▶ Exercise description
Copy everything in the listing below word for word, apart from any images.

▶ Data
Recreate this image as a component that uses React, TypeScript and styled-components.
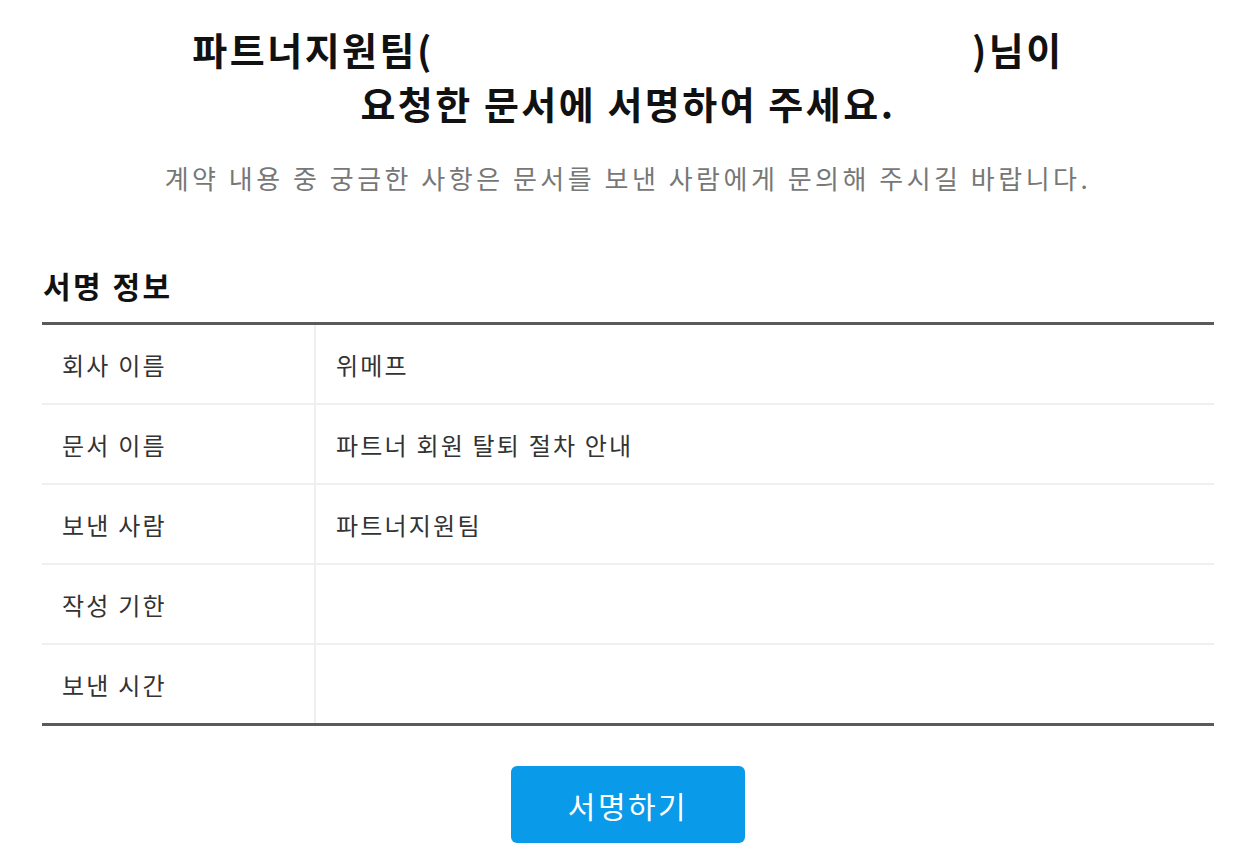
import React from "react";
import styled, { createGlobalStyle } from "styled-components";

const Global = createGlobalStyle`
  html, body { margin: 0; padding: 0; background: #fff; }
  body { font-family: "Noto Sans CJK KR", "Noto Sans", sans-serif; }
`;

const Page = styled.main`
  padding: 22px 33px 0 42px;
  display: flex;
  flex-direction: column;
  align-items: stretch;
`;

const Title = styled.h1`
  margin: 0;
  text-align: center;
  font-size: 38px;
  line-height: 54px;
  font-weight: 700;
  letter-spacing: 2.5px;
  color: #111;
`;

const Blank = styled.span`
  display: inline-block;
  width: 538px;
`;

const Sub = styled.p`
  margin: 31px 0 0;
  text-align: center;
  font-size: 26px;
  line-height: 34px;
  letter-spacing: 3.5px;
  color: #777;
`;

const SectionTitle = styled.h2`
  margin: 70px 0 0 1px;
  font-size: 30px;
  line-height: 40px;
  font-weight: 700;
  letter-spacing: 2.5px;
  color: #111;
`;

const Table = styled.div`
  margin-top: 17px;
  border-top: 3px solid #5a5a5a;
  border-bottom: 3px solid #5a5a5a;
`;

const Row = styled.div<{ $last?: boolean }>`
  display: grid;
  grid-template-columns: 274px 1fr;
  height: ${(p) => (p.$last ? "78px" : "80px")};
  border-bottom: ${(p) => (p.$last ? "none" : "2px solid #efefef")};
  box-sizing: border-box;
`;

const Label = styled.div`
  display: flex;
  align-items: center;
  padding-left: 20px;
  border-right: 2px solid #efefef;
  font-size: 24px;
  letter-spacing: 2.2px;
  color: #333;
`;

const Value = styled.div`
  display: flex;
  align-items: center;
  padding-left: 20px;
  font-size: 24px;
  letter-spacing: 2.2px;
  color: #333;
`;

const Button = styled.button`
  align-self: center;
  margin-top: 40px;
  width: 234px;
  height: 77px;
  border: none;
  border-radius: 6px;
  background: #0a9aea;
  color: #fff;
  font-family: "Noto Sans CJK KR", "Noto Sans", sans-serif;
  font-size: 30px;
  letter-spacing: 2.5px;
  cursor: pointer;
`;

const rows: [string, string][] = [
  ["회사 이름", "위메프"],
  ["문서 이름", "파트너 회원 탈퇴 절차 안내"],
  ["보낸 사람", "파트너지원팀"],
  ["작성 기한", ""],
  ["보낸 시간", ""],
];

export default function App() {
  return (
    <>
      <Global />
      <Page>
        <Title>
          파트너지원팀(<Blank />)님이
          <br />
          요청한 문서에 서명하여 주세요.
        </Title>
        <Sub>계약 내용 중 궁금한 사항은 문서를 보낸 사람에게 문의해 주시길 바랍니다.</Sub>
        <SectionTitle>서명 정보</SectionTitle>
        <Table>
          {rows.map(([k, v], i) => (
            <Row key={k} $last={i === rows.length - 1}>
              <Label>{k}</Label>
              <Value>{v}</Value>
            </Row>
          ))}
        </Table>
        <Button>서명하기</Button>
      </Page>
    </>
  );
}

▶ Problem solution
Recreate this image as a component that uses React, TypeScript and styled-components.
import React from "react";
import styled, { createGlobalStyle } from "styled-components";

const Global = createGlobalStyle`
  html, body { margin: 0; padding: 0; background: #fff; }
  body { font-family: "Noto Sans CJK KR", "Noto Sans", sans-serif; }
`;

const Page = styled.main`
  padding: 22px 33px 0 42px;
  display: flex;
  flex-direction: column;
  align-items: stretch;
`;

const Title = styled.h1`
  margin: 0;
  text-align: center;
  font-size: 38px;
  line-height: 54px;
  font-weight: 700;
  letter-spacing: 2.5px;
  color: #111;
`;

const Blank = styled.span`
  display: inline-block;
  width: 538px;
`;

const Sub = styled.p`
  margin: 31px 0 0;
  text-align: center;
  font-size: 26px;
  line-height: 34px;
  letter-spacing: 3.5px;
  color: #777;
`;

const SectionTitle = styled.h2`
  margin: 70px 0 0 1px;
  font-size: 30px;
  line-height: 40px;
  font-weight: 700;
  letter-spacing: 2.5px;
  color: #111;
`;

const Table = styled.div`
  margin-top: 17px;
  border-top: 3px solid #5a5a5a;
  border-bottom: 3px solid #5a5a5a;
`;

const Row = styled.div<{ $last?: boolean }>`
  display: grid;
  grid-template-columns: 274px 1fr;
  height: ${(p) => (p.$last ? "78px" : "80px")};
  border-bottom: ${(p) => (p.$last ? "none" : "2px solid #efefef")};
  box-sizing: border-box;
`;

const Label = styled.div`
  display: flex;
  align-items: center;
  padding-left: 20px;
  border-right: 2px solid #efefef;
  font-size: 24px;
  letter-spacing: 2.2px;
  color: #333;
`;

const Value = styled.div`
  display: flex;
  align-items: center;
  padding-left: 20px;
  font-size: 24px;
  letter-spacing: 2.2px;
  color: #333;
`;

const Button = styled.button`
  align-self: center;
  margin-top: 40px;
  width: 234px;
  height: 77px;
  border: none;
  border-radius: 6px;
  background: #0a9aea;
  color: #fff;
  font-family: "Noto Sans CJK KR", "Noto Sans", sans-serif;
  font-size: 30px;
  letter-spacing: 2.5px;
  cursor: pointer;
`;

const rows: [string, string][] = [
  ["회사 이름", "위메프"],
  ["문서 이름", "파트너 회원 탈퇴 절차 안내"],
  ["보낸 사람", "파트너지원팀"],
  ["작성 기한", ""],
  ["보낸 시간", ""],
];

export default function App() {
  return (
    <>
      <Global />
      <Page>
        <Title>
          파트너지원팀(<Blank />)님이
          <br />
          요청한 문서에 서명하여 주세요.
        </Title>
        <Sub>계약 내용 중 궁금한 사항은 문서를 보낸 사람에게 문의해 주시길 바랍니다.</Sub>
        <SectionTitle>서명 정보</SectionTitle>
        <Table>
          {rows.map(([k, v], i) => (
            <Row key={k} $last={i === rows.length - 1}>
              <Label>{k}</Label>
              <Value>{v}</Value>
            </Row>
          ))}
        </Table>
        <Button>서명하기</Button>
      </Page>
    </>
  );
}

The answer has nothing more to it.